This number is approximately 70 to 80 percent higher than the number of international students in previous years; last year, for example, there were 344 international students.
With increased undergraduate admissions throughout the UC system, the number of admitted international and exchange students is rising as well.
“UC Davis is committed to increasing California, out-of-state and international student numbers,” said Moira Delgado, the outreach coordinator for Services for International Students and Scholars (SISS). “In general, most campuses are moving toward internationalizing in the broad sense of the term: sending more students abroad, increasing international students and internationalizing the curriculum.”
Still, many students are apprehensive about the growing number of out-of-state and international students out of fear that they are taking their place within the system.

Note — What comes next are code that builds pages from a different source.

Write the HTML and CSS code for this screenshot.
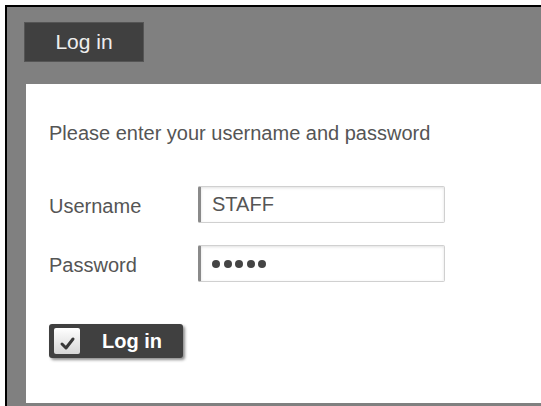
FILE: index.html
```html
<!DOCTYPE html>
<html lang="en">
<head>
<meta charset="utf-8">
<title>Log in</title>
<link rel="stylesheet" href="styles.css">
</head>
<body>
<div class="window">
  <div class="tab">Log in</div>
  <div class="panel">
    <p class="intro">Please enter your username and password</p>
    <div class="form-row first">
      <span class="label">Username</span>
      <div class="field">STAFF</div>
    </div>
    <div class="form-row">
      <span class="label">Password</span>
      <div class="field secret">
        <span class="dot"></span><span class="dot"></span><span class="dot"></span><span class="dot"></span><span class="dot"></span>
      </div>
    </div>
    <button class="btn" type="button">
      <span class="check">
        <svg width="26" height="26" viewBox="0 0 26 26"><polyline points="8,16 12,20 19,11" fill="none" stroke="#383838" stroke-width="3" stroke-linecap="round" stroke-linejoin="round"/></svg>
      </span>
      Log in
    </button>
  </div>
</div>
</body>
</html>
```

FILE: styles.css
```css
html, body {
  margin: 0;
  padding: 0;
  background: #fff;
  font-family: "Liberation Sans", Arial, sans-serif;
}

.window {
  margin: 5px 0 0 5px;
  height: 401px;
  box-sizing: border-box;
  border-top: 2px solid #000;
  border-left: 2px solid #000;
  background: #808080;
  padding: 15px 0 0 17px;
  display: flex;
  flex-direction: column;
  overflow: hidden;
}

.tab {
  width: 120px;
  height: 40px;
  box-sizing: border-box;
  border: 1px solid #555;
  background: #404040;
  color: #eee;
  font-size: 21px;
  display: flex;
  align-items: center;
  justify-content: center;
  flex: none;
}

.panel {
  flex: 1;
  margin: 22px 0 3px 2px;
  background: #fff;
  padding: 38px 0 0 23px;
}

.intro {
  margin: 0;
  font-size: 20px;
  line-height: 23px;
  color: #555;
}

.form-row {
  display: flex;
  align-items: center;
  height: 37px;
  margin-top: 22px;
}

.form-row.first {
  margin-top: 41px;
}

.label {
  width: 149px;
  padding-top: 3px;
  font-size: 20px;
  line-height: 23px;
  color: #555;
}

.field {
  width: 247px;
  height: 37px;
  box-sizing: border-box;
  border: 1px solid #d0d0d0;
  border-left: 3px solid #8a8a8a;
  border-radius: 2px;
  box-shadow: inset 0 1px 3px rgba(0, 0, 0, 0.12);
  padding: 0 11px;
  display: flex;
  align-items: center;
  font-size: 20px;
  line-height: 23px;
  color: #555;
}

.secret {
  gap: 3.5px;
}

.dot {
  width: 8px;
  height: 8px;
  border-radius: 50%;
  background: #444;
}

.btn {
  margin-top: 42px;
  width: 134px;
  height: 34px;
  border: none;
  border-radius: 3px;
  background: #404040;
  box-shadow: 2px 2px 3px rgba(0, 0, 0, 0.45);
  padding: 0 0 0 5px;
  display: flex;
  align-items: center;
  color: #fff;
  font-family: "Liberation Sans", Arial, sans-serif;
  font-weight: bold;
  font-size: 20px;
  cursor: pointer;
}

.check {
  width: 26px;
  height: 26px;
  margin-right: 22px;
  border-radius: 2px;
  background: linear-gradient(#fff, #d6d6d6);
  display: block;
}

.check svg {
  display: block;
}
```
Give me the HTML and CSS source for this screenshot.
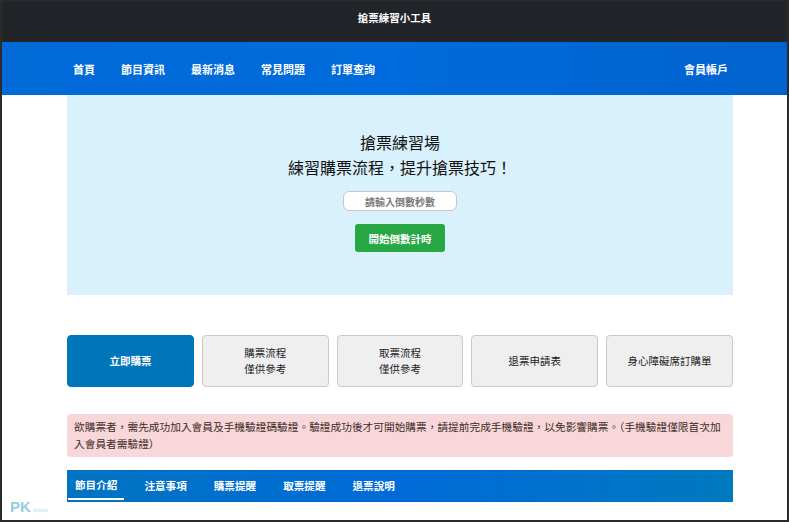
FILE: index.html
```html
<!DOCTYPE html>
<html lang="zh-Hant">
<head>
<meta charset="utf-8">
<title>搶票練習小工具</title>
<link rel="stylesheet" href="styles.css">
</head>
<body>
<header class="topbar">搶票練習小工具</header>
<nav class="mainnav">
  <div class="nav-inner">
    <ul class="nav-links">
      <li>首頁</li>
      <li>節目資訊</li>
      <li>最新消息</li>
      <li>常見問題</li>
      <li>訂單查詢</li>
    </ul>
    <div class="nav-account">會員帳戶</div>
  </div>
</nav>
<main class="container">
  <section class="hero">
    <h1 class="hero-title">搶票練習場<br>練習購票流程，提升搶票技巧！</h1>
    <input class="hero-input" type="text" placeholder="請輸入倒數秒數">
    <button class="hero-btn">開始倒數計時</button>
  </section>
  <section class="actions">
    <div class="action primary">立即購票</div>
    <div class="action">購票流程<br>僅供參考</div>
    <div class="action">取票流程<br>僅供參考</div>
    <div class="action">退票申請表</div>
    <div class="action">身心障礙席訂購單</div>
  </section>
  <div class="alert">欲購票者，需先成功加入會員及手機驗證碼驗證。驗證成功後才可開始購票，請提前完成手機驗證，以免影響購票。（手機驗證僅限首次加入會員者需驗證）</div>
  <ul class="tabs">
    <li class="active">節目介紹</li>
    <li>注意事項</li>
    <li>購票提醒</li>
    <li>取票提醒</li>
    <li>退票說明</li>
  </ul>
  <h2 class="section-title">搶票練習場說明</h2>
</main>
<div class="watermark"><span class="pk">PK</span><span class="wm-small">pkstep</span></div>
</body>
</html>
```
FILE: styles.css
```css
html, body {
  margin: 0;
  padding: 0;
  height: 100%;
}
body {
  box-sizing: border-box;
  border: 2px solid #2b2b2b;
  border-top-width: 1px;
  overflow: hidden;
  font-family: "Noto Sans CJK TC", "Noto Sans", sans-serif;
  color: #212529;
  background: #fff;
  position: relative;
}
.topbar {
  height: 41px;
  background: #212529;
  color: #fff;
  font-size: 10.5px;
  font-weight: bold;
  display: flex;
  justify-content: center;
  align-items: center;
  padding-bottom: 9px;
  box-sizing: border-box;
}
.mainnav {
  height: 53px;
  background: linear-gradient(90deg, #016ad7 0%, #006bdc 50%, #0063cf 100%);
  color: #fff;
}
.nav-inner {
  height: 100%;
  display: flex;
  align-items: center;
  justify-content: space-between;
  margin-left: 71px;
  margin-right: 59px;
  font-size: 11px;
  font-weight: bold;
}
.nav-links {
  list-style: none;
  margin: 0;
  padding: 0;
  display: flex;
  gap: 26px;
}
.container {
  width: 666px;
  margin-left: 65px;
}
.hero {
  background: #d9f1fd;
  height: 200px;
  box-sizing: border-box;
  padding-top: 35px;
  display: flex;
  flex-direction: column;
  align-items: center;
}
.hero-title {
  margin: 0;
  font-size: 16px;
  font-weight: normal;
  line-height: 25px;
  text-align: center;
  color: #111;
}
.hero-input {
  margin-top: 11px;
  width: 114px;
  height: 20px;
  box-sizing: border-box;
  border: 1px solid #c6c6c6;
  border-radius: 6px;
  background: #fff;
  font-family: inherit;
  font-size: 10px;
  font-weight: bold;
  text-align: center;
  padding: 0;
}
.hero-input::placeholder {
  color: #7a7a7a;
}
.hero-btn {
  margin-top: 13px;
  width: 90px;
  height: 28px;
  border: none;
  border-radius: 3px;
  background: #28a745;
  color: #fff;
  font-family: inherit;
  font-size: 10.5px;
  font-weight: bold;
  padding: 0;
}
.actions {
  margin-top: 40px;
  display: grid;
  grid-template-columns: repeat(5, 1fr);
  gap: 8px;
}
.action {
  height: 52px;
  box-sizing: border-box;
  border: 1px solid #c9c9c9;
  border-radius: 4px;
  background: #efefef;
  display: flex;
  align-items: center;
  justify-content: center;
  text-align: center;
  font-size: 10.5px;
  line-height: 16px;
  color: #222;
}
.action.primary {
  background: #0175b9;
  border-color: #0175b9;
  color: #fff;
  font-weight: bold;
}
.alert {
  margin-top: 27px;
  background: #f8d7da;
  border-radius: 4px;
  padding: 4px 5px 5px 7px;
  font-size: 10.7px;
  line-height: 17px;
  color: #3e2c28;
}
.tabs {
  list-style: none;
  margin: 13px 0 0;
  padding: 0 0 0 1px;
  height: 32px;
  display: flex;
  gap: 13px;
  background: linear-gradient(90deg, #0074c0 0%, #006ad9 50%, #0079bf 100%);
  color: #fff;
  font-size: 10.6px;
  font-weight: bold;
}
.tabs li {
  padding: 0 7px;
  display: flex;
  align-items: center;
  height: 30px;
  box-sizing: border-box;
}
.tabs li.active {
  border-bottom: 2px solid #fff;
}
.section-title {
  margin: 15px 0 0;
  text-align: center;
  font-size: 15px;
  font-weight: bold;
  color: #111;
}
.watermark {
  position: absolute;
  left: 8px;
  bottom: 5px;
  display: flex;
  align-items: baseline;
  gap: 2px;
  font-family: "Liberation Sans", sans-serif;
}
.pk {
  font-size: 15px;
  font-weight: bold;
  color: #96cde3;
}
.wm-small {
  font-size: 5px;
  color: #b9dcea;
}
```
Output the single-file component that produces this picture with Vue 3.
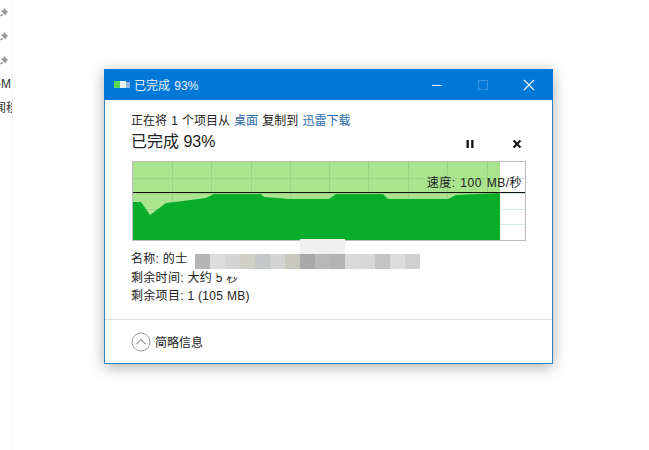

According to the Student Fees Fact Sheet by Budget and Institutional Analysis, national and international students pay $12,711.82 per quarter, while California residents pay 5,085.82.
“I’ve seen a steady increase in the number of international students occupying seats in lecture halls, in the library, at the MU — everywhere,” said fourth-year chemical engineering major Kent Ly. “I suspect that the university is accepting more students from abroad to bridge the gap in funding since non-Californian students pay more than twice the typical resident in tuition and fees. I fear that instead of directly addressing the real issue — which in this case is tuition hikes — the UC system will resort to decreasing the number of California-based students admitted in favor of accepting more international and out-of-state students.”
Despite the negative response, many international students remain optimistic about their role on campus and what they can offer.
“I think I can empathize with their views to some extent,” said fourth-year design major Madevi Sun-Suon, an international student from Cambodia, about the negative response from in-state students. “For example, when it comes to financial matters, I think the UC should prioritize Californian students because the UC is a public university. The same goes for admittance. However, I do think having more international students can also bring benefits for the school because they bring in more diversity and a different perspective for the campus community. Our world is so interconnected that being open-minded and having a more international perspective is useful for everyone.”
To help incoming international students acclimate to American university culture, new seminars are being offered at the Student Academic Success Center that focus on American cultural values. In addition, the International Students Club was recently formed to help students more easily integrate themselves into the campus community. SISS also launched a mentoring program that serves a similar purpose.
Delgado said that the presence of international students is an asset to the campus.
“International students bring incredible diversity to our campus and it is not only an opportunity for them to learn about U.S. culture but also a wonderful way for U.S. students to learn about other cultures,” Delgado said.